I would like to avoid that happening to software jobs.

------
exabrial
No we lose fking everything. I just spent an evening to an electrician in his
second year, excited the electrical union his giving him 8 whole days of
vacation. His pay increases are on a fixed scale. And because senior members
of the union are unemployed if he loses his job, those guys get hired first.
And if you're unemployed and you take a non union sideproject you're moved to
the back of the bus. Run far far away from unionization.

------
username90
Unions are usually equivalent to non poaching agreements, they set a price and
most companies agrees to not pay significantly above that while most workers
agrees to not work if they are paid significantly below that.

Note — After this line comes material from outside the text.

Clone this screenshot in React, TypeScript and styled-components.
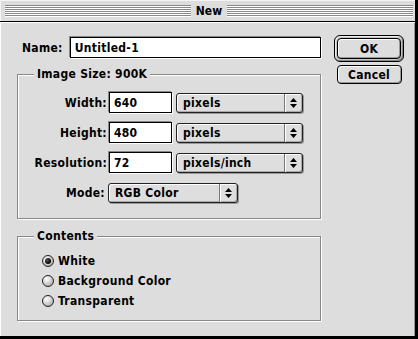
import React from 'react'
import styled, {createGlobalStyle} from 'styled-components'

const GlobalStyle = createGlobalStyle`
  html, body {
    margin: 0;
    padding: 0;
    background: #fff;
  }
  body {
    font-family: 'DejaVu Sans Condensed', 'DejaVu Sans', sans-serif;
    font-weight: bold;
    font-size: 12px;
    color: #000;
  }
`

const Window = styled.div`
  width: 418px;
  height: 339px;
  box-sizing: border-box;
  background: #dddddd;
  border-right: 3px solid #000;
  border-bottom: 3px solid #000;
  display: flex;
  flex-direction: column;
`

const TitleBar = styled.div`
  height: 21px;
  border-bottom: 1px solid #000;
  display: flex;
  align-items: center;
  padding: 0 2px 0 5px;
  background: #dddddd;
  box-shadow: inset 1px 1px 0 #f4f4f4;
`

const TitleLines = styled.div`
  flex: 1;
  height: 12px;
  margin-top: 1px;
  background: repeating-linear-gradient(to bottom, #888 0 1px, #fff 1px 2px);
`

const Title = styled.span`
  padding: 0 5px;
  line-height: 14px;
`

const Body = styled.div`
  flex: 1;
  display: flex;
  padding: 15px 0 0 17px;
  box-shadow: inset 1px 1px 0 #fff, inset -1px 0 0 #999;
`

const LeftCol = styled.div`
  width: 304px;
  display: flex;
  flex-direction: column;
`

const RightCol = styled.div`
  margin-left: 13px;
  margin-top: -2px;
  display: flex;
  flex-direction: column;
  align-items: center;
  width: 70px;
`

const Row = styled.div<{ $indent?: number }>`
  display: flex;
  align-items: center;
  height: 21px;
  padding-left: ${p => p.$indent || 0}px;
`

const Label = styled.span<{ $width?: number }>`
  display: inline-block;
  width: ${p => (p.$width ? `${p.$width}px` : 'auto')};
  text-align: right;
  white-space: nowrap;
  letter-spacing: 0.3px;
`

const Field = styled.div<{ $width: number; $gap?: number }>`
  box-sizing: border-box;
  width: ${p => p.$width}px;
  height: 21px;
  margin-left: ${p => p.$gap || 0}px;
  background: #fff;
  border: 1px solid #000;
  box-shadow: -1px -1px 0 #888, 1px 1px 0 #fff;
  padding: 0 4px;
  display: flex;
  align-items: center;
  letter-spacing: 0.3px;
`

const Group = styled.div<{ $height: number; $top: number }>`
  position: relative;
  box-sizing: border-box;
  height: ${p => p.$height}px;
  margin-top: ${p => p.$top}px;
  border: 1px solid #888;
  box-shadow: 1px 1px 0 #fff, inset 1px 1px 0 #fff;
`

const Legend = styled.span`
  position: absolute;
  top: -8px;
  left: 16px;
  padding: 0 3px;
  background: #dddddd;
  line-height: 15px;
  letter-spacing: 0.3px;
`

const Rows = styled.div<{ $pad: string; $gap: number }>`
  display: flex;
  flex-direction: column;
  gap: ${p => p.$gap}px;
  padding: ${p => p.$pad};
`

const Popup = styled.div<{ $width: number; $gap?: number }>`
  box-sizing: border-box;
  width: ${p => p.$width}px;
  height: 20px;
  margin-left: ${p => p.$gap || 0}px;
  border: 1px solid #222;
  border-radius: 3px;
  background: #dedede;
  box-shadow: inset 1px 1px 0 #fff, inset -1px -1px 0 #aaa, 1px 1px 0 #999;
  display: flex;
  align-items: stretch;
`

const PopupText = styled.span`
  flex: 1;
  padding-left: 6px;
  display: flex;
  align-items: center;
  letter-spacing: 0.3px;
`

const PopupArrow = styled.span`
  width: 17px;
  border-left: 1px solid #777;
  box-shadow: inset 1px 0 0 #fff;
  display: flex;
  align-items: center;
  justify-content: center;
`

const RadioRow = styled.div`
  display: flex;
  align-items: center;
  height: 20px;
  gap: 4px;
  letter-spacing: 0.3px;
`

const RadioDot = styled.span<{ $on?: boolean }>`
  box-sizing: border-box;
  width: 12px;
  height: 12px;
  border-radius: 50%;
  border: 1px solid #222;
  background: radial-gradient(circle at 35% 30%, #fff 0, #e4e4e4 30%, #a8a8a8 85%);
  display: flex;
  align-items: center;
  justify-content: center;
  &::after {
    content: '';
    display: ${p => (p.$on ? 'block' : 'none')};
    width: 6px;
    height: 6px;
    border-radius: 50%;
    background: radial-gradient(circle at 35% 35%, #555 0, #000 70%);
  }
`

const DefaultRing = styled.div`
  box-sizing: border-box;
  width: 70px;
  height: 27px;
  border: 1px solid #000;
  border-radius: 6px;
  background: #c4c4c4;
  box-shadow: inset 1px 1px 0 #eee, inset -1px -1px 0 #888;
  padding: 2px;
  display: flex;
`

const Button = styled.div<{ $width?: number; $height?: number; $top?: number }>`
  box-sizing: border-box;
  width: ${p => (p.$width ? `${p.$width}px` : '100%')};
  height: ${p => (p.$height ? `${p.$height}px` : '100%')};
  margin-top: ${p => p.$top || 0}px;
  border: 1px solid #000;
  border-radius: 4px;
  background: #dddddd;
  box-shadow: inset 1px 1px 0 #fff, inset -1px -1px 0 #999;
  display: flex;
  align-items: center;
  justify-content: center;
  letter-spacing: 0.3px;
`

const Arrows = () => (
  <svg width="7" height="10" viewBox="0 0 7 10">
    <path d="M3.5 0 L7 4 L0 4 Z" fill="#000"/>
    <path d="M0 6 L7 6 L3.5 10 Z" fill="#000"/>
  </svg>
)

const SizeRow = ({label, value, unit}: { label: string; value: string; unit: string }) => (
  <Row>
    <Label $width={89}>{label}</Label>
    <Field $width={63} $gap={2}>{value}</Field>
    <Popup $width={127} $gap={4}>
      <PopupText>{unit}</PopupText>
      <PopupArrow><Arrows/></PopupArrow>
    </Popup>
  </Row>
)

const App = () => {
    const contents = ['White', 'Background Color', 'Transparent'];
    return (
        <>
            <GlobalStyle/>
            <Window>
                <TitleBar>
                    <TitleLines/>
                    <Title>New</Title>
                    <TitleLines/>
                </TitleBar>
                <Body>
                    <LeftCol>
                        <Row $indent={5}>
                            <Label>Name:</Label>
                            <Field $width={253} $gap={7}>Untitled-1</Field>
                        </Row>
                        <Group $height={145} $top={16}>
                            <Legend>Image Size: 900K</Legend>
                            <Rows $pad="17px 0 0 0" $gap={9}>
                                <SizeRow label="Width:" value="640" unit="pixels"/>
                                <SizeRow label="Height:" value="480" unit="pixels"/>
                                <SizeRow label="Resolution:" value="72" unit="pixels/inch"/>
                                <Row>
                                    <Label $width={87}>Mode:</Label>
                                    <Popup $width={130} $gap={3}>
                                        <PopupText>RGB Color</PopupText>
                                        <PopupArrow><Arrows/></PopupArrow>
                                    </Popup>
                                </Row>
                            </Rows>
                        </Group>
                        <Group $height={85} $top={17}>
                            <Legend>Contents</Legend>
                            <Rows $pad="14px 0 0 24px" $gap={0}>
                                {contents.map((c, i) => (
                                    <RadioRow key={c}>
                                        <RadioDot $on={i === 0}/>
                                        {c}
                                    </RadioRow>
                                ))}
                            </Rows>
                        </Group>
                    </LeftCol>
                    <RightCol>
                        <DefaultRing>
                            <Button>OK</Button>
                        </DefaultRing>
                        <Button $width={65} $height={19} $top={3}>Cancel</Button>
                    </RightCol>
                </Body>
            </Window>
        </>
    )
}

export default App;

It ensures that
everyone is paid a mediocre salary, so if you want American engineer salaries
to look like European ones start a union!

------
jf-
Software developers will be non-unionised until there are so many of us that
supply outpaces demand. Then we’ll form cartels to demand better pay and
conditions, much like everyone else.

------
heyjudy
It's unfortunate most IT/engineering people buy into anti-union propaganda
blindly. The fact is that organized labor, for better or worse, equals fairer
pay than anarcho-capitalist gratituity. See also: Robert Reich, Richard Wolff.

------
matchagaucho
There are many good reasons to unionize, but aligning the argument with Jira
and daily standups may not carry much weight.

The #1 reason is that HR no longer represents the best interests of employees.
They serve to protect the company, leaving employees with zero representation.